Description of the task. Scan the material for the word "index", and copy each line where it shows up.

★ ★ ★ ★ ★

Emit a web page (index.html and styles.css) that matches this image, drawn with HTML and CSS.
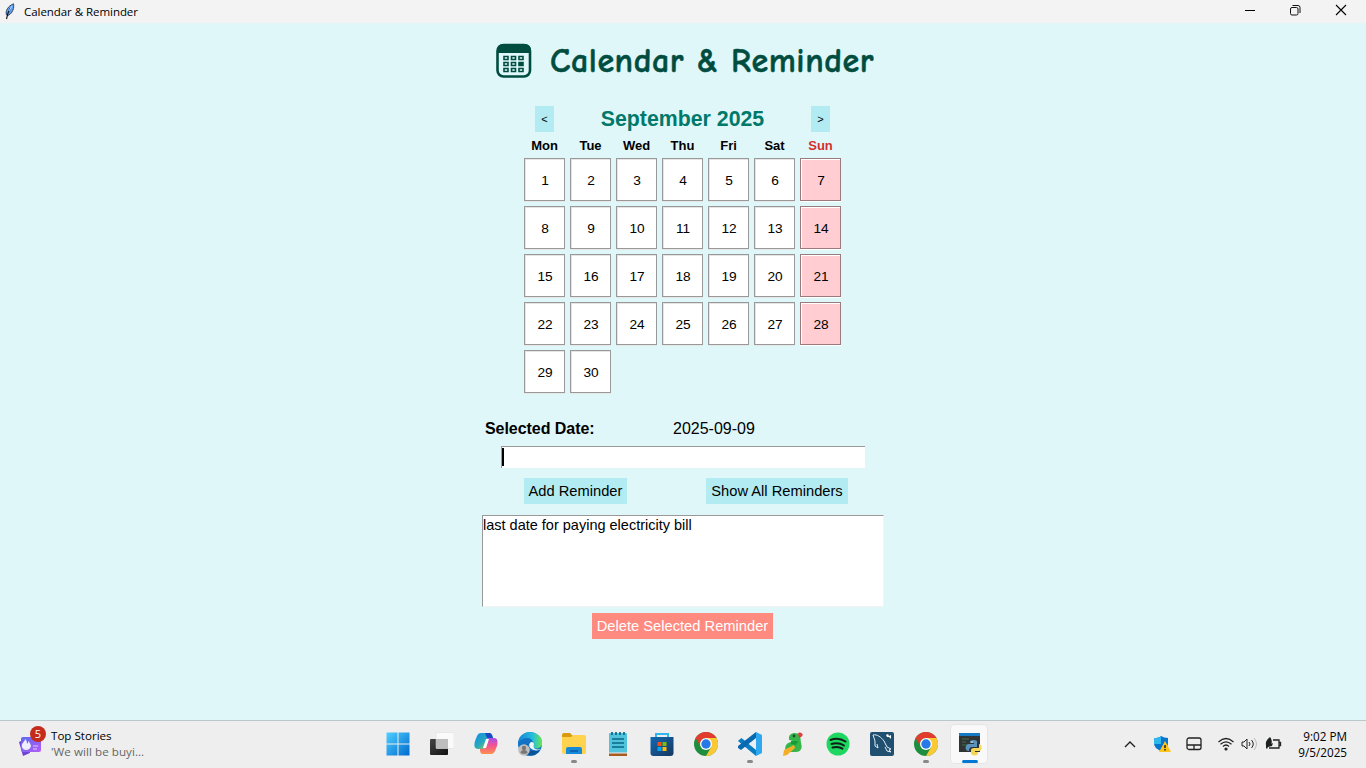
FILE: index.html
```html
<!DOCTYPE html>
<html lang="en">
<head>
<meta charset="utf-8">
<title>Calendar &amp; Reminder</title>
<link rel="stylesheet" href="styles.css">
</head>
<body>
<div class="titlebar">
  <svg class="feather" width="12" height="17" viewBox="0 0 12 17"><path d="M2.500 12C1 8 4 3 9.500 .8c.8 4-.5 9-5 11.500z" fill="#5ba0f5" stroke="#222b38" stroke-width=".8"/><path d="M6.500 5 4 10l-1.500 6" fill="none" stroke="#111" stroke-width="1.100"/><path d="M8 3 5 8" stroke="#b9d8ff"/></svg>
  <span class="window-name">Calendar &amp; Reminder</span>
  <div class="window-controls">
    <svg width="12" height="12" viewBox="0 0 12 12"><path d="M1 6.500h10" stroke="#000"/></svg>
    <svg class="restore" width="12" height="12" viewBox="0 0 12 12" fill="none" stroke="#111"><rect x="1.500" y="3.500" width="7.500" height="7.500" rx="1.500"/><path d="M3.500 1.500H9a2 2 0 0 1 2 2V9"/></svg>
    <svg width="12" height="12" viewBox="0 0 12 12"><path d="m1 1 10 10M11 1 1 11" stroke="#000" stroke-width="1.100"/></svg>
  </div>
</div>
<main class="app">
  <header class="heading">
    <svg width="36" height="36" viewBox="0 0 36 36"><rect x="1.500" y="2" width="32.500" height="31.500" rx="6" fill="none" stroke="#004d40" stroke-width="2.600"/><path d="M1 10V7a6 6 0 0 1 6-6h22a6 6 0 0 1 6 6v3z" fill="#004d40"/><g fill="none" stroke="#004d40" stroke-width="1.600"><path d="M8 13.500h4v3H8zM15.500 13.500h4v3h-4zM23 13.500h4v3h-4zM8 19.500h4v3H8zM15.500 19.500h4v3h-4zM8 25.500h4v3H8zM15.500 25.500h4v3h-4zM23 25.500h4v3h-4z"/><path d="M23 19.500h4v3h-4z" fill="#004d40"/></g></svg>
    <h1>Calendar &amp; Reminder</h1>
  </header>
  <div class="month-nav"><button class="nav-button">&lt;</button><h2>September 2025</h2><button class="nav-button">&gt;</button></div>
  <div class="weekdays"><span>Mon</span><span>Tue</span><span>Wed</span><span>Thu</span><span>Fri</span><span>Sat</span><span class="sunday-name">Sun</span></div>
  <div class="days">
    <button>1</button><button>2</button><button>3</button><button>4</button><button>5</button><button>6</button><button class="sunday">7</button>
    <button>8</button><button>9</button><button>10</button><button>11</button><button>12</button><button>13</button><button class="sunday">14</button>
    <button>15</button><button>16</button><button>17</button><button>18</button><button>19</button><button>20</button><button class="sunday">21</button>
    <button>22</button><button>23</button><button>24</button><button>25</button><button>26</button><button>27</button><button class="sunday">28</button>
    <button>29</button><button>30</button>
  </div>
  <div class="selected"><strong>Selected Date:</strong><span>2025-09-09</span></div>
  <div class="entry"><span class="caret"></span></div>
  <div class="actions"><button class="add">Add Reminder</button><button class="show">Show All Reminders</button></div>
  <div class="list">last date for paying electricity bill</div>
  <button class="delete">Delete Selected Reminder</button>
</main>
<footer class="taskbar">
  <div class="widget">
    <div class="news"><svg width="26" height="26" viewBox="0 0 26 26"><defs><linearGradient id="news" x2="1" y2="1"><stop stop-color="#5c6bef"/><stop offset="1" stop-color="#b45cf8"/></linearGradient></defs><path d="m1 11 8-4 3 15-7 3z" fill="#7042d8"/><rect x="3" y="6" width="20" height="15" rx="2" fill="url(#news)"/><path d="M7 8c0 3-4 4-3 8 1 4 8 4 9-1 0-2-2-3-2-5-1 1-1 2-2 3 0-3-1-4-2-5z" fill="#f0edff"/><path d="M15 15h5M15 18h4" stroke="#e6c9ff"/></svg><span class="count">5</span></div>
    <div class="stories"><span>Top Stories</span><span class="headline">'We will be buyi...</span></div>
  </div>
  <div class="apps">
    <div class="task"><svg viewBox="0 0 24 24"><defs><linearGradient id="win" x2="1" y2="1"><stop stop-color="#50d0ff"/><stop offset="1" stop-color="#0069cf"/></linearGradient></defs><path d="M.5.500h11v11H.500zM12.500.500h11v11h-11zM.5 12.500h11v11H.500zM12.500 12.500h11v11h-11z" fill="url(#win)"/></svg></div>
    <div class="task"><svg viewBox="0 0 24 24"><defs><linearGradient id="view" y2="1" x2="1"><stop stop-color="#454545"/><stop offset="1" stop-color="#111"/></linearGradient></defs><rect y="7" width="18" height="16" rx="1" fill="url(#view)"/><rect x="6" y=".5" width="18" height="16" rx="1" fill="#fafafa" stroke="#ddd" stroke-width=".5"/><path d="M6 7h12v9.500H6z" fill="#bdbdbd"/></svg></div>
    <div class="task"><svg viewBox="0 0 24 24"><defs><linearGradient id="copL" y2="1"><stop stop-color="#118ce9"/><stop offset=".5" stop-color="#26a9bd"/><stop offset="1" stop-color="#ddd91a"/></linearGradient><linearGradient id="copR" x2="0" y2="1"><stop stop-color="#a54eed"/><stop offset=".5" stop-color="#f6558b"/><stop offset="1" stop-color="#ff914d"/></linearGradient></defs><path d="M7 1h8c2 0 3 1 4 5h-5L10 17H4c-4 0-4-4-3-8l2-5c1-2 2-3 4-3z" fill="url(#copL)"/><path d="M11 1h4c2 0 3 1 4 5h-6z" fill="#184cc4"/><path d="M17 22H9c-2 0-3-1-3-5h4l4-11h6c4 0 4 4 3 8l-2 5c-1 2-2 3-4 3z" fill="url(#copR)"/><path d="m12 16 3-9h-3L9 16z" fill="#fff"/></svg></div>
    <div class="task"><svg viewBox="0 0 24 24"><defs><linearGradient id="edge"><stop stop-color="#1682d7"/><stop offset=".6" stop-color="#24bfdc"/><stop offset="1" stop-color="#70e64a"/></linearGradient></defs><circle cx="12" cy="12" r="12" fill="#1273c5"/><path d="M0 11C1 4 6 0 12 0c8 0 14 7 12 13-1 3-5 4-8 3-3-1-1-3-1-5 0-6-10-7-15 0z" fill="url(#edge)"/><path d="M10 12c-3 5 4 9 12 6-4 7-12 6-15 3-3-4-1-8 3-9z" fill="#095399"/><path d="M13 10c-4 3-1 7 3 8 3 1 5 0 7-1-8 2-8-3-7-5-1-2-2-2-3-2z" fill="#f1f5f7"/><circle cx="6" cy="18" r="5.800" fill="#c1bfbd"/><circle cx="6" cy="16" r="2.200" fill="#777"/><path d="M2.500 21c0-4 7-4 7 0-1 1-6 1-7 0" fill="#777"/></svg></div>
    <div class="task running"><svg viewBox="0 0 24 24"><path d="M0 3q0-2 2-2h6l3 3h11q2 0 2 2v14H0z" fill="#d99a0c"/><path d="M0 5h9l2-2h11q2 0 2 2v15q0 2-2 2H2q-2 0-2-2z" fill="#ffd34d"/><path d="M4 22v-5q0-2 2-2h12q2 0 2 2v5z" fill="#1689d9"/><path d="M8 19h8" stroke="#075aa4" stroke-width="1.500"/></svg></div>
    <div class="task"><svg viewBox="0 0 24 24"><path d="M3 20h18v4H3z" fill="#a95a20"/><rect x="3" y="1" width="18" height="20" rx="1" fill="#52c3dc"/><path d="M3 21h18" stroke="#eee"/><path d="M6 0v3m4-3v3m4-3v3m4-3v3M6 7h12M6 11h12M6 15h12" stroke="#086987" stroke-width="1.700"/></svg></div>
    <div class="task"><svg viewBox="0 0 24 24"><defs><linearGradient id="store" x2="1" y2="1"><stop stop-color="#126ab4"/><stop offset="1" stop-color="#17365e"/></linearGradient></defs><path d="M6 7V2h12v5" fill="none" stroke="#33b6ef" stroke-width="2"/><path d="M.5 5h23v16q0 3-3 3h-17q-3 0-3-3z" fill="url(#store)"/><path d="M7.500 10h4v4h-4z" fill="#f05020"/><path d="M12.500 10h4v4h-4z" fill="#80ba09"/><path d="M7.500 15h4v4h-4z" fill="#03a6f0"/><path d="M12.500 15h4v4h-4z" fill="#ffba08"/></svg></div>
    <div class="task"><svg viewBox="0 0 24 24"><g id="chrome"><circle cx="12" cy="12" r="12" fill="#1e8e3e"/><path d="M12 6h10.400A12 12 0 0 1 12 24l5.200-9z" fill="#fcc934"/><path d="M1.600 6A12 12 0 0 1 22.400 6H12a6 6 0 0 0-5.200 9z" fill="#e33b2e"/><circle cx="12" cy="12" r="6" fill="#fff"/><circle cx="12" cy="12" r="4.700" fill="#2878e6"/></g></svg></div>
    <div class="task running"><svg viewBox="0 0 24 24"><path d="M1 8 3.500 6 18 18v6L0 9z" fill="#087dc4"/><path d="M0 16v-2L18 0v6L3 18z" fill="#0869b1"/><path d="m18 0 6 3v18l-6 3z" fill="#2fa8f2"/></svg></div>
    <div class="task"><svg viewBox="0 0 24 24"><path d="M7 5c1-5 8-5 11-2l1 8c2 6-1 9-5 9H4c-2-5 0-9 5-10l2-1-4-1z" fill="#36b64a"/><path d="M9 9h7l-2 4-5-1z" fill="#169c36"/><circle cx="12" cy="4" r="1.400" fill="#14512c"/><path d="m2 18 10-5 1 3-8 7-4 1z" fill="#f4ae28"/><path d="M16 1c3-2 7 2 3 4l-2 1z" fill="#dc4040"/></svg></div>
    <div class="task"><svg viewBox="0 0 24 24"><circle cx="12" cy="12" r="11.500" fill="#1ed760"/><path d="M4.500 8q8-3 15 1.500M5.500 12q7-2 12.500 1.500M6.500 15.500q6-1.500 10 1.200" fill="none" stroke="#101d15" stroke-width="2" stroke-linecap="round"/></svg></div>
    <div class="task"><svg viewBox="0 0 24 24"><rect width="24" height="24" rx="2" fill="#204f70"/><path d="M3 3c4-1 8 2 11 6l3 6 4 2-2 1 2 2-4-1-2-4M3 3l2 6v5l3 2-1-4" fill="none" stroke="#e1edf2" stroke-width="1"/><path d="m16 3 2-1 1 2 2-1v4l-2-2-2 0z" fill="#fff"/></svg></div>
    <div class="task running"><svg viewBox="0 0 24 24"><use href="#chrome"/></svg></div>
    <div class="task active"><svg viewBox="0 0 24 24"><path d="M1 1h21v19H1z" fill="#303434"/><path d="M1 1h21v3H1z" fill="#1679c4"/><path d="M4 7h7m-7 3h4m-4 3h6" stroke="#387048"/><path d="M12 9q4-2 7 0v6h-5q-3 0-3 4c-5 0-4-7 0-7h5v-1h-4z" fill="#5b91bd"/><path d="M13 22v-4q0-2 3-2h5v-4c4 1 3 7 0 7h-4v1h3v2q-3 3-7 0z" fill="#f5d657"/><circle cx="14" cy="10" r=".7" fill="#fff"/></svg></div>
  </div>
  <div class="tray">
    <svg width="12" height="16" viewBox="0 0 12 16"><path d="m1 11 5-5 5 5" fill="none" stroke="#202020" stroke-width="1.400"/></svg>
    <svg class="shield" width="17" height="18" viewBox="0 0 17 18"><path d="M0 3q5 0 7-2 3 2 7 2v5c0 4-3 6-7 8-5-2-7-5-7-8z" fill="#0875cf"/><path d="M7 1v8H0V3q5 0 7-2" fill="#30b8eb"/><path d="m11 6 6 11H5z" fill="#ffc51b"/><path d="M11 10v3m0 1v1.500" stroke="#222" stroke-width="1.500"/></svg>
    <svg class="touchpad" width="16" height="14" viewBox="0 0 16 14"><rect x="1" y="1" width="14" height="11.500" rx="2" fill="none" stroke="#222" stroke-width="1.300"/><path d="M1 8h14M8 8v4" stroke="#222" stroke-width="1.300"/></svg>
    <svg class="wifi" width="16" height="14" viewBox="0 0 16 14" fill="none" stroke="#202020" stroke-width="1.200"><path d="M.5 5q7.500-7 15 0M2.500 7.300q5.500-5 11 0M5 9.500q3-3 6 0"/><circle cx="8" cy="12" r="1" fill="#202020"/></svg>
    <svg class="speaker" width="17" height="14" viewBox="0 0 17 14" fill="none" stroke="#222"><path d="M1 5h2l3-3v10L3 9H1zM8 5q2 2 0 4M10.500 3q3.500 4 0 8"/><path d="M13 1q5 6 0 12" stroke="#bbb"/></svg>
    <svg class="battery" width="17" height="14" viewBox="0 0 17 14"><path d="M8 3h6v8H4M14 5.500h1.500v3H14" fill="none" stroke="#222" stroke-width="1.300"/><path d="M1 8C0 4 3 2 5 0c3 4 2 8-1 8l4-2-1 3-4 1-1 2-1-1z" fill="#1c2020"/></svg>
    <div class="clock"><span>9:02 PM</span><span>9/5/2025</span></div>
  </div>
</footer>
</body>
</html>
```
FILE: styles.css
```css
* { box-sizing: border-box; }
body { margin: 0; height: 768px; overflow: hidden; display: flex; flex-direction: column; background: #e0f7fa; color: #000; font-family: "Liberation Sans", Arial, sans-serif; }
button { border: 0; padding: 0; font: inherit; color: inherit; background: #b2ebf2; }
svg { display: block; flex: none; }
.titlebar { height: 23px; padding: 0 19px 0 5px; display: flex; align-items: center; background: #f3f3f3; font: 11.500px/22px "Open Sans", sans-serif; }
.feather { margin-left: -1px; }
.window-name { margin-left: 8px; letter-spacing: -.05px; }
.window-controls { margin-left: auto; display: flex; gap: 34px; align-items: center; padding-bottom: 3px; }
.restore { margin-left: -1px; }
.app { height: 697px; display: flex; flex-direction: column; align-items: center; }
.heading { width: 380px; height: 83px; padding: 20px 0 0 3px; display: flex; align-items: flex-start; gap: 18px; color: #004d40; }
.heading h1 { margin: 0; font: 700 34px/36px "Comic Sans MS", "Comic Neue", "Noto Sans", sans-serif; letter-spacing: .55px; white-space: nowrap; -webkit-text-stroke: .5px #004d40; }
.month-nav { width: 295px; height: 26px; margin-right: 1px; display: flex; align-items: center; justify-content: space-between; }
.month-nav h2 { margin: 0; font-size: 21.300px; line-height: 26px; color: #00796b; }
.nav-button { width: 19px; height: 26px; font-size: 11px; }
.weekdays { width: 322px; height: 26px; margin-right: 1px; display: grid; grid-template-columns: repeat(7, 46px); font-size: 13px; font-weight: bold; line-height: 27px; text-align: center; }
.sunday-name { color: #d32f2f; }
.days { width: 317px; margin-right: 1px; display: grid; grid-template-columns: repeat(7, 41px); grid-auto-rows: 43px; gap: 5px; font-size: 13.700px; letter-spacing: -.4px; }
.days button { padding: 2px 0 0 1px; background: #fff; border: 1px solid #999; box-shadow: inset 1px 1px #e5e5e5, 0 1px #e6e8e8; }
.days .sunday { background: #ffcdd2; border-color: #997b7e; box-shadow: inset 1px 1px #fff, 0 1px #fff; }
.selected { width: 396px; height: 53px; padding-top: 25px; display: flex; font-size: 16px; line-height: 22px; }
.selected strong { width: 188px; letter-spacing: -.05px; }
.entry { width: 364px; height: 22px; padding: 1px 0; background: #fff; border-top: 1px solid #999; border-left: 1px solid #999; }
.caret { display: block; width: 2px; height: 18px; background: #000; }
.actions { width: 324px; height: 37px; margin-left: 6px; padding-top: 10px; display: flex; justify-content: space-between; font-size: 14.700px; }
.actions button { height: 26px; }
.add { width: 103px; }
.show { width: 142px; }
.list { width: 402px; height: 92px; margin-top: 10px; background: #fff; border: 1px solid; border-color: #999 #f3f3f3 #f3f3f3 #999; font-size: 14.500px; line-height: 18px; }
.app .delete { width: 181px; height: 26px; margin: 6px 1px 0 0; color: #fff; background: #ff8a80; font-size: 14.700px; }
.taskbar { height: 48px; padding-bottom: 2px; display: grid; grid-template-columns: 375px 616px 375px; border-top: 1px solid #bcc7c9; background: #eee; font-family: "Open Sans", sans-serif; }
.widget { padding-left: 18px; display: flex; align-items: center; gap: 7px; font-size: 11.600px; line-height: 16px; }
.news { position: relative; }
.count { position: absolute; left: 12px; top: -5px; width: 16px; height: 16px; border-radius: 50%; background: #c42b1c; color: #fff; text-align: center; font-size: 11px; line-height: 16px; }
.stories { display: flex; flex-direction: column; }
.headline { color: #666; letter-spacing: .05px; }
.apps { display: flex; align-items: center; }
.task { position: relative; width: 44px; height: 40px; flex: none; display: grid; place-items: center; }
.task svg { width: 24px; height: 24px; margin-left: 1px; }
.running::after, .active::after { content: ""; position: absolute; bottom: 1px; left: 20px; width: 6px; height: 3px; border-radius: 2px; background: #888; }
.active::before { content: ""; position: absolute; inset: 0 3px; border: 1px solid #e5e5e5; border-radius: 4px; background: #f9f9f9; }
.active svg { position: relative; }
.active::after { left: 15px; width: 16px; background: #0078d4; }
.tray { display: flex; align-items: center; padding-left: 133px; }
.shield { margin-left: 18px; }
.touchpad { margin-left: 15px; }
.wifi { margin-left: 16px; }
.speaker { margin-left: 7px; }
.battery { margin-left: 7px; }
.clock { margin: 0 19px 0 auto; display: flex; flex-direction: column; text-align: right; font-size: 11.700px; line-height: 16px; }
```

★ ★ ★ ★ ★

Complete answer.
Emit a web page (index.html and styles.css) that matches this image, drawn with HTML and CSS.
FILE: index.html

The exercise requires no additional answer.